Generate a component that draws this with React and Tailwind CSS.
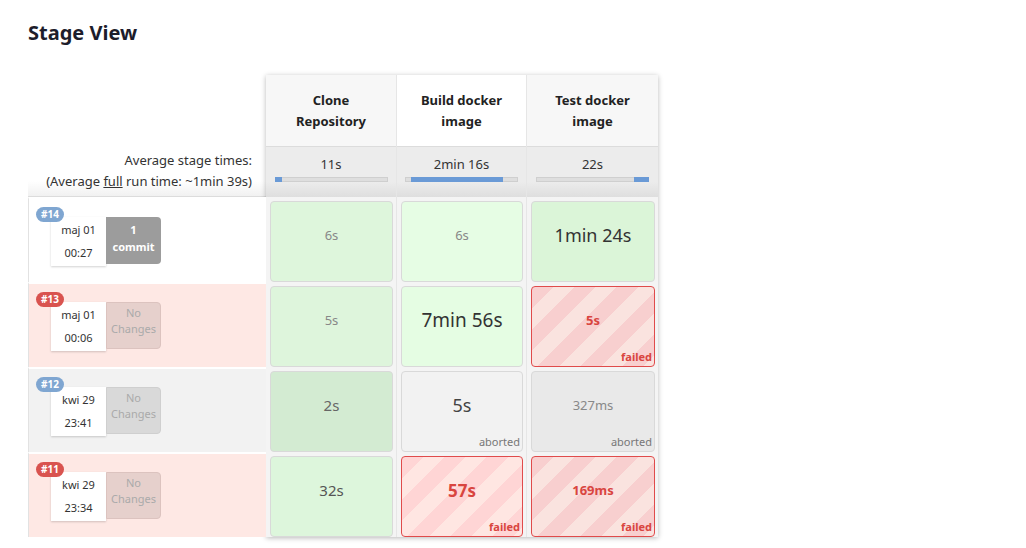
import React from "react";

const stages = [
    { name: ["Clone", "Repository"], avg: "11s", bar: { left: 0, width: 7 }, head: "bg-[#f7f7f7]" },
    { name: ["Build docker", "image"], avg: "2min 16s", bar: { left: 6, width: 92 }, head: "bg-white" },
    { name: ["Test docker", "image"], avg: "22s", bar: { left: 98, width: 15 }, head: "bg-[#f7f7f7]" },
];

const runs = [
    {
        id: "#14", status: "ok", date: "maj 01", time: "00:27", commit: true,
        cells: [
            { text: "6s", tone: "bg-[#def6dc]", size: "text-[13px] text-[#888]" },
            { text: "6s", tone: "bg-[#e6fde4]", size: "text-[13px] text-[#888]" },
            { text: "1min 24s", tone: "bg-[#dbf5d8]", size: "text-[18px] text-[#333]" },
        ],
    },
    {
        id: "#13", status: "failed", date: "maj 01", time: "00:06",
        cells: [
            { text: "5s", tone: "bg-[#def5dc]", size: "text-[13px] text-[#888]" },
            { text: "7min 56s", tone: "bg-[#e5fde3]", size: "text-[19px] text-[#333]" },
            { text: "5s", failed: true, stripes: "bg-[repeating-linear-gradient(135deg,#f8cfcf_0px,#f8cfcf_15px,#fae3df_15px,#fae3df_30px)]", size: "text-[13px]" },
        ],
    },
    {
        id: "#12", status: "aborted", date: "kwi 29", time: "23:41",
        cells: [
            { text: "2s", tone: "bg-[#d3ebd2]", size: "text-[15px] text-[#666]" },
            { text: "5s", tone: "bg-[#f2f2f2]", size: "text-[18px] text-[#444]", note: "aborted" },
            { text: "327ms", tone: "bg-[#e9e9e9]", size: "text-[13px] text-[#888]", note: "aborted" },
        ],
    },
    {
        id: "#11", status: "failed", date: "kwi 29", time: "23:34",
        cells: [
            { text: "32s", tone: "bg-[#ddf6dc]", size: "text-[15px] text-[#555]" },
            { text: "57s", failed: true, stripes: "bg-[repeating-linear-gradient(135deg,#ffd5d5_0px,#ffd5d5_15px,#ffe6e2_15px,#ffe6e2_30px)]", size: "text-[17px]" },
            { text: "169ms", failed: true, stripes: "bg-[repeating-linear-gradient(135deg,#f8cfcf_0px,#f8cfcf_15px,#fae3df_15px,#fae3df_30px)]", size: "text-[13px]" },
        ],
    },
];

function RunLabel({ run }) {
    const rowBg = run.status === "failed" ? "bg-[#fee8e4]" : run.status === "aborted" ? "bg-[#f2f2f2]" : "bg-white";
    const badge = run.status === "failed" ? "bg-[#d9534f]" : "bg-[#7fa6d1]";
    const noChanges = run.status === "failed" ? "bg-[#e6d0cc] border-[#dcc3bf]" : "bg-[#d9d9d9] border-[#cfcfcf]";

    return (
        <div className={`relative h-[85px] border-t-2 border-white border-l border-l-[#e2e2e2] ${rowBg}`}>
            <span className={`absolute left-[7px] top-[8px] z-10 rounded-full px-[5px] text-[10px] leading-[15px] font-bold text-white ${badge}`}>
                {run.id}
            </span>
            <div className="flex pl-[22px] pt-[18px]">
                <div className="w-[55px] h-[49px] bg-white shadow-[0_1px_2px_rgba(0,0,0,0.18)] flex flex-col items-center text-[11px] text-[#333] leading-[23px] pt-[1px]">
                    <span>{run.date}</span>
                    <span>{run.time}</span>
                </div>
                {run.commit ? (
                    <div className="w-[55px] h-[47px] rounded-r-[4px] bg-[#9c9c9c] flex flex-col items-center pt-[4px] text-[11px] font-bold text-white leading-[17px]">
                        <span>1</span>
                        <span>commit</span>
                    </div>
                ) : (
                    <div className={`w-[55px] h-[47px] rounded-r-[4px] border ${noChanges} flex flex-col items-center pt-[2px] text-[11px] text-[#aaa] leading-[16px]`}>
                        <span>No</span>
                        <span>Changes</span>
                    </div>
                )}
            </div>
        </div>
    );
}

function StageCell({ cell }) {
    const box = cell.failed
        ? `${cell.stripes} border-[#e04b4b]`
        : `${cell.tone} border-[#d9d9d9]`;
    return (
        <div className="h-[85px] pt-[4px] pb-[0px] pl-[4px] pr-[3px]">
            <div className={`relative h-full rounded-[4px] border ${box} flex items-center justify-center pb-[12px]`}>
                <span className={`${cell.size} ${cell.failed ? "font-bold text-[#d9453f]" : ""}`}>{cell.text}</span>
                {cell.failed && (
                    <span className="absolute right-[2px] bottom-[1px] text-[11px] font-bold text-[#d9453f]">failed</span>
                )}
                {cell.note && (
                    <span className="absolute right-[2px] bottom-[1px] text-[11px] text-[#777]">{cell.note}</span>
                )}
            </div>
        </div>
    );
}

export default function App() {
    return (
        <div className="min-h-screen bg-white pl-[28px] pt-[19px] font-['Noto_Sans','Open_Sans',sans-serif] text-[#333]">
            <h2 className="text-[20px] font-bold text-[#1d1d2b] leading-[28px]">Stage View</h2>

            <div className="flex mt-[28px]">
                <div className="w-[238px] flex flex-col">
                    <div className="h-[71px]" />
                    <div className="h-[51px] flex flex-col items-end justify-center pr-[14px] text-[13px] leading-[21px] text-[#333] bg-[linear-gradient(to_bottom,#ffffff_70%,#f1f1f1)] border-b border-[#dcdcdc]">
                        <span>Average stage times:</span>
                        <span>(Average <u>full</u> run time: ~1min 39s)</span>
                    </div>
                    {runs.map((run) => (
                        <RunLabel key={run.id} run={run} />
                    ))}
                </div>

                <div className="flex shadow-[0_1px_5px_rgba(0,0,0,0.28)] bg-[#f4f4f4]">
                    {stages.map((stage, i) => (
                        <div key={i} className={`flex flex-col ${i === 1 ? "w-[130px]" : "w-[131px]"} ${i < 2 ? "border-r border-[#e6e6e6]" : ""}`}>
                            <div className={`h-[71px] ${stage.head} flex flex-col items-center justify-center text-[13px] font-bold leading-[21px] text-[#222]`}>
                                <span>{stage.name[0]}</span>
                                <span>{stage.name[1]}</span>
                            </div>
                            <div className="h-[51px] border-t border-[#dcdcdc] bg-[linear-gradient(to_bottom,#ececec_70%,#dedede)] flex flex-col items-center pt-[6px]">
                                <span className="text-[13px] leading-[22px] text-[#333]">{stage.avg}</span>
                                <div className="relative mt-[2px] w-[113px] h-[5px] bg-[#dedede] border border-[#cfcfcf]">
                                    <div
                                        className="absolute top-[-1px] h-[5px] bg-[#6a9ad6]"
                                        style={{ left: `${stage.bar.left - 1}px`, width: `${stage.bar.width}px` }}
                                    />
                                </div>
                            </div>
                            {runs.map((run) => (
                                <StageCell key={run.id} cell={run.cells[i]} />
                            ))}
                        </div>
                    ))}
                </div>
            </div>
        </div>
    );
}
====
## Task description
Write out every line above exactly as it is, leaving out the pictures.

## Right answer
Generate a component that draws this with React and Tailwind CSS.
import React from "react";

const stages = [
    { name: ["Clone", "Repository"], avg: "11s", bar: { left: 0, width: 7 }, head: "bg-[#f7f7f7]" },
    { name: ["Build docker", "image"], avg: "2min 16s", bar: { left: 6, width: 92 }, head: "bg-white" },
    { name: ["Test docker", "image"], avg: "22s", bar: { left: 98, width: 15 }, head: "bg-[#f7f7f7]" },
];

const runs = [
    {
        id: "#14", status: "ok", date: "maj 01", time: "00:27", commit: true,
        cells: [
            { text: "6s", tone: "bg-[#def6dc]", size: "text-[13px] text-[#888]" },
            { text: "6s", tone: "bg-[#e6fde4]", size: "text-[13px] text-[#888]" },
            { text: "1min 24s", tone: "bg-[#dbf5d8]", size: "text-[18px] text-[#333]" },
        ],
    },
    {
        id: "#13", status: "failed", date: "maj 01", time: "00:06",
        cells: [
            { text: "5s", tone: "bg-[#def5dc]", size: "text-[13px] text-[#888]" },
            { text: "7min 56s", tone: "bg-[#e5fde3]", size: "text-[19px] text-[#333]" },
            { text: "5s", failed: true, stripes: "bg-[repeating-linear-gradient(135deg,#f8cfcf_0px,#f8cfcf_15px,#fae3df_15px,#fae3df_30px)]", size: "text-[13px]" },
        ],
    },
    {
        id: "#12", status: "aborted", date: "kwi 29", time: "23:41",
        cells: [
            { text: "2s", tone: "bg-[#d3ebd2]", size: "text-[15px] text-[#666]" },
            { text: "5s", tone: "bg-[#f2f2f2]", size: "text-[18px] text-[#444]", note: "aborted" },
            { text: "327ms", tone: "bg-[#e9e9e9]", size: "text-[13px] text-[#888]", note: "aborted" },
        ],
    },
    {
        id: "#11", status: "failed", date: "kwi 29", time: "23:34",
        cells: [
            { text: "32s", tone: "bg-[#ddf6dc]", size: "text-[15px] text-[#555]" },
            { text: "57s", failed: true, stripes: "bg-[repeating-linear-gradient(135deg,#ffd5d5_0px,#ffd5d5_15px,#ffe6e2_15px,#ffe6e2_30px)]", size: "text-[17px]" },
            { text: "169ms", failed: true, stripes: "bg-[repeating-linear-gradient(135deg,#f8cfcf_0px,#f8cfcf_15px,#fae3df_15px,#fae3df_30px)]", size: "text-[13px]" },
        ],
    },
];

function RunLabel({ run }) {
    const rowBg = run.status === "failed" ? "bg-[#fee8e4]" : run.status === "aborted" ? "bg-[#f2f2f2]" : "bg-white";
    const badge = run.status === "failed" ? "bg-[#d9534f]" : "bg-[#7fa6d1]";
    const noChanges = run.status === "failed" ? "bg-[#e6d0cc] border-[#dcc3bf]" : "bg-[#d9d9d9] border-[#cfcfcf]";

    return (
        <div className={`relative h-[85px] border-t-2 border-white border-l border-l-[#e2e2e2] ${rowBg}`}>
            <span className={`absolute left-[7px] top-[8px] z-10 rounded-full px-[5px] text-[10px] leading-[15px] font-bold text-white ${badge}`}>
                {run.id}
            </span>
            <div className="flex pl-[22px] pt-[18px]">
                <div className="w-[55px] h-[49px] bg-white shadow-[0_1px_2px_rgba(0,0,0,0.18)] flex flex-col items-center text-[11px] text-[#333] leading-[23px] pt-[1px]">
                    <span>{run.date}</span>
                    <span>{run.time}</span>
                </div>
                {run.commit ? (
                    <div className="w-[55px] h-[47px] rounded-r-[4px] bg-[#9c9c9c] flex flex-col items-center pt-[4px] text-[11px] font-bold text-white leading-[17px]">
                        <span>1</span>
                        <span>commit</span>
                    </div>
                ) : (
                    <div className={`w-[55px] h-[47px] rounded-r-[4px] border ${noChanges} flex flex-col items-center pt-[2px] text-[11px] text-[#aaa] leading-[16px]`}>
                        <span>No</span>
                        <span>Changes</span>
                    </div>
                )}
            </div>
        </div>
    );
}

function StageCell({ cell }) {
    const box = cell.failed
        ? `${cell.stripes} border-[#e04b4b]`
        : `${cell.tone} border-[#d9d9d9]`;
    return (
        <div className="h-[85px] pt-[4px] pb-[0px] pl-[4px] pr-[3px]">
            <div className={`relative h-full rounded-[4px] border ${box} flex items-center justify-center pb-[12px]`}>
                <span className={`${cell.size} ${cell.failed ? "font-bold text-[#d9453f]" : ""}`}>{cell.text}</span>
                {cell.failed && (
                    <span className="absolute right-[2px] bottom-[1px] text-[11px] font-bold text-[#d9453f]">failed</span>
                )}
                {cell.note && (
                    <span className="absolute right-[2px] bottom-[1px] text-[11px] text-[#777]">{cell.note}</span>
                )}
            </div>
        </div>
    );
}

export default function App() {
    return (
        <div className="min-h-screen bg-white pl-[28px] pt-[19px] font-['Noto_Sans','Open_Sans',sans-serif] text-[#333]">
            <h2 className="text-[20px] font-bold text-[#1d1d2b] leading-[28px]">Stage View</h2>

            <div className="flex mt-[28px]">
                <div className="w-[238px] flex flex-col">
                    <div className="h-[71px]" />
                    <div className="h-[51px] flex flex-col items-end justify-center pr-[14px] text-[13px] leading-[21px] text-[#333] bg-[linear-gradient(to_bottom,#ffffff_70%,#f1f1f1)] border-b border-[#dcdcdc]">
                        <span>Average stage times:</span>
                        <span>(Average <u>full</u> run time: ~1min 39s)</span>
                    </div>
                    {runs.map((run) => (
                        <RunLabel key={run.id} run={run} />
                    ))}
                </div>

                <div className="flex shadow-[0_1px_5px_rgba(0,0,0,0.28)] bg-[#f4f4f4]">
                    {stages.map((stage, i) => (
                        <div key={i} className={`flex flex-col ${i === 1 ? "w-[130px]" : "w-[131px]"} ${i < 2 ? "border-r border-[#e6e6e6]" : ""}`}>
                            <div className={`h-[71px] ${stage.head} flex flex-col items-center justify-center text-[13px] font-bold leading-[21px] text-[#222]`}>
                                <span>{stage.name[0]}</span>
                                <span>{stage.name[1]}</span>
                            </div>
                            <div className="h-[51px] border-t border-[#dcdcdc] bg-[linear-gradient(to_bottom,#ececec_70%,#dedede)] flex flex-col items-center pt-[6px]">
                                <span className="text-[13px] leading-[22px] text-[#333]">{stage.avg}</span>
                                <div className="relative mt-[2px] w-[113px] h-[5px] bg-[#dedede] border border-[#cfcfcf]">
                                    <div
                                        className="absolute top-[-1px] h-[5px] bg-[#6a9ad6]"
                                        style={{ left: `${stage.bar.left - 1}px`, width: `${stage.bar.width}px` }}
                                    />
                                </div>
                            </div>
                            {runs.map((run) => (
                                <StageCell key={run.id} cell={run.cells[i]} />
                            ))}
                        </div>
                    ))}
                </div>
            </div>
        </div>
    );
}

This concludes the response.